Print the listing below exactly.
────────────────────────────────────────
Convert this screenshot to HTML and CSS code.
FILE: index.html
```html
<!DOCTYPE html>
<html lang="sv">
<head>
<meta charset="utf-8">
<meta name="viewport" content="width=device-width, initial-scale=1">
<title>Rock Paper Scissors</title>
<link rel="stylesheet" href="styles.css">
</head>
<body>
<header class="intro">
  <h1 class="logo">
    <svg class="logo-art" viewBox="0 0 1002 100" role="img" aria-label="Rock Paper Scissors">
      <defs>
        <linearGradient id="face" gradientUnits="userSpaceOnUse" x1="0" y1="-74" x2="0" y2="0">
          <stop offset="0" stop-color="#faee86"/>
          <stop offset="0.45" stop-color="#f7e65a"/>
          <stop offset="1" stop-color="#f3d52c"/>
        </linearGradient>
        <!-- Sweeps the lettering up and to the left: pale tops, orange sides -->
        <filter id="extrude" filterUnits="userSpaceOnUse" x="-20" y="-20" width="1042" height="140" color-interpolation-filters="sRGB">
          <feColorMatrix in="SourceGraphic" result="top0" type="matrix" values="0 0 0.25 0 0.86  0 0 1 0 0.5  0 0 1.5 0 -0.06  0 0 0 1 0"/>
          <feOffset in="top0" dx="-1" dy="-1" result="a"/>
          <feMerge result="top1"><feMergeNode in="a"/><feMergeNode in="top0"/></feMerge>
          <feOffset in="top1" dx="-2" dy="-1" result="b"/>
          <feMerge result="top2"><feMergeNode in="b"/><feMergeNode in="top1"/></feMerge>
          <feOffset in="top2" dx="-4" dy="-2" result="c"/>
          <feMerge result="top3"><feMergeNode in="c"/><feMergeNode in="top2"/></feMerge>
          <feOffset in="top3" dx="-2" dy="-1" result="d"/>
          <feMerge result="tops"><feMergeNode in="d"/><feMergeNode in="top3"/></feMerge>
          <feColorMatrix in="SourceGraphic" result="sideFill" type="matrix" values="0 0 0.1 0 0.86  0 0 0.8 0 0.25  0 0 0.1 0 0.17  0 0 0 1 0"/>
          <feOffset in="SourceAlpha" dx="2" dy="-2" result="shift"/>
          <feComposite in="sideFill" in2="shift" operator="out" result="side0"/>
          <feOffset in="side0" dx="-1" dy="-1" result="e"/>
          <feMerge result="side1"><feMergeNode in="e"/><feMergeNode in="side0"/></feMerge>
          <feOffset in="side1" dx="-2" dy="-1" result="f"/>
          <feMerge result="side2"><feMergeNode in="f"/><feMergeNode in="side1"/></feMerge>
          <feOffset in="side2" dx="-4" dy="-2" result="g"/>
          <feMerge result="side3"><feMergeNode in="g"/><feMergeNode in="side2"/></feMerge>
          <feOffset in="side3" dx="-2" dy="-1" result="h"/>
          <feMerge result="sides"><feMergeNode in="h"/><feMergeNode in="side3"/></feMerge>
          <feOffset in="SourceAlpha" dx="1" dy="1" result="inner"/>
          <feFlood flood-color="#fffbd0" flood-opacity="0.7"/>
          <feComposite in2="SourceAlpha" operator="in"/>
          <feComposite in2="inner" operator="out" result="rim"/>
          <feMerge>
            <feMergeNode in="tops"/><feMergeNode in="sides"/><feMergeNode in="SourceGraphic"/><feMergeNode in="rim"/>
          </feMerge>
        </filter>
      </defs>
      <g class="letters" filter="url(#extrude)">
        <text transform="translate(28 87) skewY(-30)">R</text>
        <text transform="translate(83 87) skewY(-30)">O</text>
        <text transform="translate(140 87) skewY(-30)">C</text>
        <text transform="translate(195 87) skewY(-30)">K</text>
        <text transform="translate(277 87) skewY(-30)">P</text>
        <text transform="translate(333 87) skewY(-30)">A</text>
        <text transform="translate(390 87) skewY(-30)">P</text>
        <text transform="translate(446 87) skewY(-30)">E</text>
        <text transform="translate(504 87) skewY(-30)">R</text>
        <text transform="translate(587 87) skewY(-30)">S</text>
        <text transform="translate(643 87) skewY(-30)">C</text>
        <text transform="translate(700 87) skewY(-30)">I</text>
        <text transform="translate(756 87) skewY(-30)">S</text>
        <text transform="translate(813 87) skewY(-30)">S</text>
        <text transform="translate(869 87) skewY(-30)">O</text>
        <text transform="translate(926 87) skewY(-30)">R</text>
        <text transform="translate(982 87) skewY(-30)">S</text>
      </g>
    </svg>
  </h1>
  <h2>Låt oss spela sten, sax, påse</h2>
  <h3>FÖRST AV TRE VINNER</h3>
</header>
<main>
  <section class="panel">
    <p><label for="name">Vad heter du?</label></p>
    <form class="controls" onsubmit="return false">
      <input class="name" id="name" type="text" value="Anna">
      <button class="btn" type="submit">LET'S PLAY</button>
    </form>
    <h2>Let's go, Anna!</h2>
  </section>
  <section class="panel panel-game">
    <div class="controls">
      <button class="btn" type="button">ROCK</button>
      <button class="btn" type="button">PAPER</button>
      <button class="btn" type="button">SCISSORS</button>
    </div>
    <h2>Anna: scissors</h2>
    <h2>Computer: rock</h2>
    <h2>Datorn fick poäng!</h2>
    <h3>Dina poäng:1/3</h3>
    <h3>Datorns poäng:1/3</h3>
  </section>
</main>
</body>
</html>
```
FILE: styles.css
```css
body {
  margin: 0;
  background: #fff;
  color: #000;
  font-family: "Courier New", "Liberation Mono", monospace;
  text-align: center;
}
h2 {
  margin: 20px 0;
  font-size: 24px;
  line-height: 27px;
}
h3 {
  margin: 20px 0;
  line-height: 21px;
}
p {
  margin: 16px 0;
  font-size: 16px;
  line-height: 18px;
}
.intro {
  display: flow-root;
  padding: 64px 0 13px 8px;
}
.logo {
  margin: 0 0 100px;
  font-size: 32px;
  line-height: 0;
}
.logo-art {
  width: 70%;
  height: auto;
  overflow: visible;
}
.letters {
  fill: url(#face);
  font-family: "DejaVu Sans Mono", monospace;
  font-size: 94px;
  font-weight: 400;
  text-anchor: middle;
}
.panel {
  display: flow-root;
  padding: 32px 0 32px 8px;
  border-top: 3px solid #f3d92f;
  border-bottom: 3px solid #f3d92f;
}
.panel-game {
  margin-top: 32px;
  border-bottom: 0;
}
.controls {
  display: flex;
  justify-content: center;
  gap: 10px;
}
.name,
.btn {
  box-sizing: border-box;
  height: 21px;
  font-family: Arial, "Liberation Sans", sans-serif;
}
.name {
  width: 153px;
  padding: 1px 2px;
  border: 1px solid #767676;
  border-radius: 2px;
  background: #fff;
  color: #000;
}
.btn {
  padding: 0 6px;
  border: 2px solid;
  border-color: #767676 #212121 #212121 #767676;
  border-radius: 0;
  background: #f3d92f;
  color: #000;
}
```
────────────────────────────────────────
■ **EXERCISE RESULT**
Convert this screenshot to HTML and CSS code.
FILE: index.html
```html
<!DOCTYPE html>
<html lang="sv">
<head>
<meta charset="utf-8">
<meta name="viewport" content="width=device-width, initial-scale=1">
<title>Rock Paper Scissors</title>
<link rel="stylesheet" href="styles.css">
</head>
<body>
<header class="intro">
  <h1 class="logo">
    <svg class="logo-art" viewBox="0 0 1002 100" role="img" aria-label="Rock Paper Scissors">
      <defs>
        <linearGradient id="face" gradientUnits="userSpaceOnUse" x1="0" y1="-74" x2="0" y2="0">
          <stop offset="0" stop-color="#faee86"/>
          <stop offset="0.45" stop-color="#f7e65a"/>
          <stop offset="1" stop-color="#f3d52c"/>
        </linearGradient>
        <!-- Sweeps the lettering up and to the left: pale tops, orange sides -->
        <filter id="extrude" filterUnits="userSpaceOnUse" x="-20" y="-20" width="1042" height="140" color-interpolation-filters="sRGB">
          <feColorMatrix in="SourceGraphic" result="top0" type="matrix" values="0 0 0.25 0 0.86  0 0 1 0 0.5  0 0 1.5 0 -0.06  0 0 0 1 0"/>
          <feOffset in="top0" dx="-1" dy="-1" result="a"/>
          <feMerge result="top1"><feMergeNode in="a"/><feMergeNode in="top0"/></feMerge>
          <feOffset in="top1" dx="-2" dy="-1" result="b"/>
          <feMerge result="top2"><feMergeNode in="b"/><feMergeNode in="top1"/></feMerge>
          <feOffset in="top2" dx="-4" dy="-2" result="c"/>
          <feMerge result="top3"><feMergeNode in="c"/><feMergeNode in="top2"/></feMerge>
          <feOffset in="top3" dx="-2" dy="-1" result="d"/>
          <feMerge result="tops"><feMergeNode in="d"/><feMergeNode in="top3"/></feMerge>
          <feColorMatrix in="SourceGraphic" result="sideFill" type="matrix" values="0 0 0.1 0 0.86  0 0 0.8 0 0.25  0 0 0.1 0 0.17  0 0 0 1 0"/>
          <feOffset in="SourceAlpha" dx="2" dy="-2" result="shift"/>
          <feComposite in="sideFill" in2="shift" operator="out" result="side0"/>
          <feOffset in="side0" dx="-1" dy="-1" result="e"/>
          <feMerge result="side1"><feMergeNode in="e"/><feMergeNode in="side0"/></feMerge>
          <feOffset in="side1" dx="-2" dy="-1" result="f"/>
          <feMerge result="side2"><feMergeNode in="f"/><feMergeNode in="side1"/></feMerge>
          <feOffset in="side2" dx="-4" dy="-2" result="g"/>
          <feMerge result="side3"><feMergeNode in="g"/><feMergeNode in="side2"/></feMerge>
          <feOffset in="side3" dx="-2" dy="-1" result="h"/>
          <feMerge result="sides"><feMergeNode in="h"/><feMergeNode in="side3"/></feMerge>
          <feOffset in="SourceAlpha" dx="1" dy="1" result="inner"/>
          <feFlood flood-color="#fffbd0" flood-opacity="0.7"/>
          <feComposite in2="SourceAlpha" operator="in"/>
          <feComposite in2="inner" operator="out" result="rim"/>
          <feMerge>
            <feMergeNode in="tops"/><feMergeNode in="sides"/><feMergeNode in="SourceGraphic"/><feMergeNode in="rim"/>
          </feMerge>
        </filter>
      </defs>
      <g class="letters" filter="url(#extrude)">
        <text transform="translate(28 87) skewY(-30)">R</text>
        <text transform="translate(83 87) skewY(-30)">O</text>
        <text transform="translate(140 87) skewY(-30)">C</text>
        <text transform="translate(195 87) skewY(-30)">K</text>
        <text transform="translate(277 87) skewY(-30)">P</text>
        <text transform="translate(333 87) skewY(-30)">A</text>
        <text transform="translate(390 87) skewY(-30)">P</text>
        <text transform="translate(446 87) skewY(-30)">E</text>
        <text transform="translate(504 87) skewY(-30)">R</text>
        <text transform="translate(587 87) skewY(-30)">S</text>
        <text transform="translate(643 87) skewY(-30)">C</text>
        <text transform="translate(700 87) skewY(-30)">I</text>
        <text transform="translate(756 87) skewY(-30)">S</text>
        <text transform="translate(813 87) skewY(-30)">S</text>
        <text transform="translate(869 87) skewY(-30)">O</text>
        <text transform="translate(926 87) skewY(-30)">R</text>
        <text transform="translate(982 87) skewY(-30)">S</text>
      </g>
    </svg>
  </h1>
  <h2>Låt oss spela sten, sax, påse</h2>
  <h3>FÖRST AV TRE VINNER</h3>
</header>
<main>
  <section class="panel">
    <p><label for="name">Vad heter du?</label></p>
    <form class="controls" onsubmit="return false">
      <input class="name" id="name" type="text" value="Anna">
      <button class="btn" type="submit">LET'S PLAY</button>
    </form>
    <h2>Let's go, Anna!</h2>
  </section>
  <section class="panel panel-game">
    <div class="controls">
      <button class="btn" type="button">ROCK</button>
      <button class="btn" type="button">PAPER</button>
      <button class="btn" type="button">SCISSORS</button>
    </div>
    <h2>Anna: scissors</h2>
    <h2>Computer: rock</h2>
    <h2>Datorn fick poäng!</h2>
    <h3>Dina poäng:1/3</h3>
    <h3>Datorns poäng:1/3</h3>
  </section>
</main>
</body>
</html>
```
FILE: styles.css
```css
body {
  margin: 0;
  background: #fff;
  color: #000;
  font-family: "Courier New", "Liberation Mono", monospace;
  text-align: center;
}
h2 {
  margin: 20px 0;
  font-size: 24px;
  line-height: 27px;
}
h3 {
  margin: 20px 0;
  line-height: 21px;
}
p {
  margin: 16px 0;
  font-size: 16px;
  line-height: 18px;
}
.intro {
  display: flow-root;
  padding: 64px 0 13px 8px;
}
.logo {
  margin: 0 0 100px;
  font-size: 32px;
  line-height: 0;
}
.logo-art {
  width: 70%;
  height: auto;
  overflow: visible;
}
.letters {
  fill: url(#face);
  font-family: "DejaVu Sans Mono", monospace;
  font-size: 94px;
  font-weight: 400;
  text-anchor: middle;
}
.panel {
  display: flow-root;
  padding: 32px 0 32px 8px;
  border-top: 3px solid #f3d92f;
  border-bottom: 3px solid #f3d92f;
}
.panel-game {
  margin-top: 32px;
  border-bottom: 0;
}
.controls {
  display: flex;
  justify-content: center;
  gap: 10px;
}
.name,
.btn {
  box-sizing: border-box;
  height: 21px;
  font-family: Arial, "Liberation Sans", sans-serif;
}
.name {
  width: 153px;
  padding: 1px 2px;
  border: 1px solid #767676;
  border-radius: 2px;
  background: #fff;
  color: #000;
}
.btn {
  padding: 0 6px;
  border: 2px solid;
  border-color: #767676 #212121 #212121 #767676;
  border-radius: 0;
  background: #f3d92f;
  color: #000;
}
```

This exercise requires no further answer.